This
week I celebrated 30 years of abstaining from drugs and alcohol. While it was a continuous journey out of the
depths of addiction, the path was not easy nor was it straight forward. In many ways I was crazier than when I used.
It has been a struggle of surrendering to God on increasingly more fundamental
levels of my life. In this path I have
confronted depression, and other obsessions and compulsions, one obsession was
a desire to end my own life, and an understanding of my own brokenness. I have also come to know a love and peace
that is much more than I ever expected.
In recognition of this, I want to share a bit of what I have learned.
Understand
as you read this that for me recovery, spirituality and life are synonymous and
interchangeable. Although I did make a
conscious decision about Christ, salvation and acceptance when I was seventeen,
I did not get clean and sober until I was 24. That decision when I was
seventeen was based on fear of going to hell, and muddled in the trauma of
surviving my family and the insanity of addiction. So in many ways I had to reject that decision
in order to mature.
My
journey through recovery has also included attending and leaving churches. Much of this has been due to my love of God
and my resistance to much of the doctrine I hear. As well, much of this has been also due to my reluctance to people telling me
what to do. But, I have kept moving, one
day at a time, called by loved. So this
is some of what I have learned.
The power of grace in a yielded heart
There
are two miracles - the first that I have committed to being clean for 30
years. The second is that God has
removed the obsession and compulsion that is addiction. It has been a divine partnership between me
and God. I have obviously done things to
keep me clean, to call this obedience greatly over exaggerates my maturity. But it has been the mystery of me doing what
I can - at times reluctantly - and letting the Love and Grace of God work in my
life. And in truth I wonder how much of
what has come to be is actually my doing?
It is not one decision
On
that morning on 1983 November 23 that I looked at myself in the mirror and
surrendered - that was not the end of it.

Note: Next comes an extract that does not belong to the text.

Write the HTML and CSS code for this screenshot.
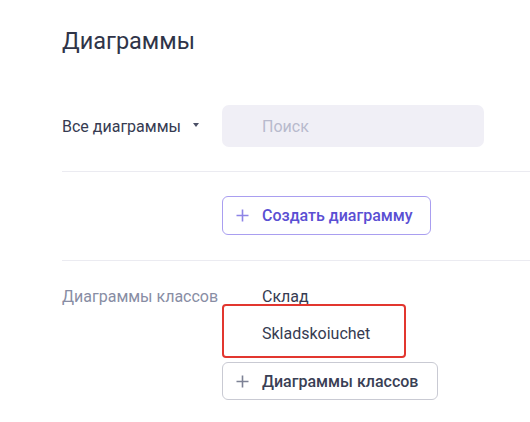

Everyday since then there has been the same decision to surrender. Some days the decision not to use was made
hours if not moments at a time. Equally - everyday there is a moment, sometimes
fleeting, that I am amazed and grateful for my life. I often see an emphasis on the decision, we emphasis the
catharsis of coming to Christ, that has not been my experience, it is in the daily following where miracles happen.
Keep It Simple
Honestly,
I can become obsessed with a single word in scripture and what is meant by
it. Spirituality comes down to am I
being loving. We, I , get far too caught
up words, labels, concepts and in the process forget the task at hand. Yes, I have done the same with the Basic Text
of Narcotics Anonymous. The Bible and
the other literature seems to keep matters quite simple. Love God, love your neighbour,
Progress not perfection
At
some point faith needs to shift from how can I stop being a doofus to how do I live imperfectly. How do I live in love while still being
strange? I still have a propensity to
over react and to become angry, but I am called into service. And while my life is made better by having a
joyful heart - I still need to serve my Lord even if I am grumbling. I also cut myself some slack, after all I no
longer pass out in peoples houses or puke on their front lawns. No longer to I go on drunken tirades of other people. I have come to realize that I will always struggle, but I can always serve.
The point of spirituality is to live in Grace today.
The
reward of my life is not some distant reward - most often projected as the
avoidance of punishment - it is living a life that I am meant to live. The benefit of living life based on spiritual
basis is that it is so much easier for me to live with myself. I truly believe that I am called to live in
right relationship with God, and those around me.
Life can never been done alone.
The
first tradition of NA and AA is that our common welfare should come first -
that we rely on unity with our fellowship.
Anyone who has been around either fellowship will know that this is what
we strive for and rarely achieve. But in
this tradition that recovery/spirituality/life is not a self-help activity. So it is with my spirituality and I see profound wisdom in being told that whenever two or more of us are gathered in his name that he is there.
The best I can do is worry about my path.
While
I am called to be of service to others, my focus needs to be on my walk, on
whether I am obeying God. What you do,
unless it impacts,me, is really none of my business. While you and I need to walk together, it is
through mutual support and affection that we can make progress. The best I can hope to be is not wrong.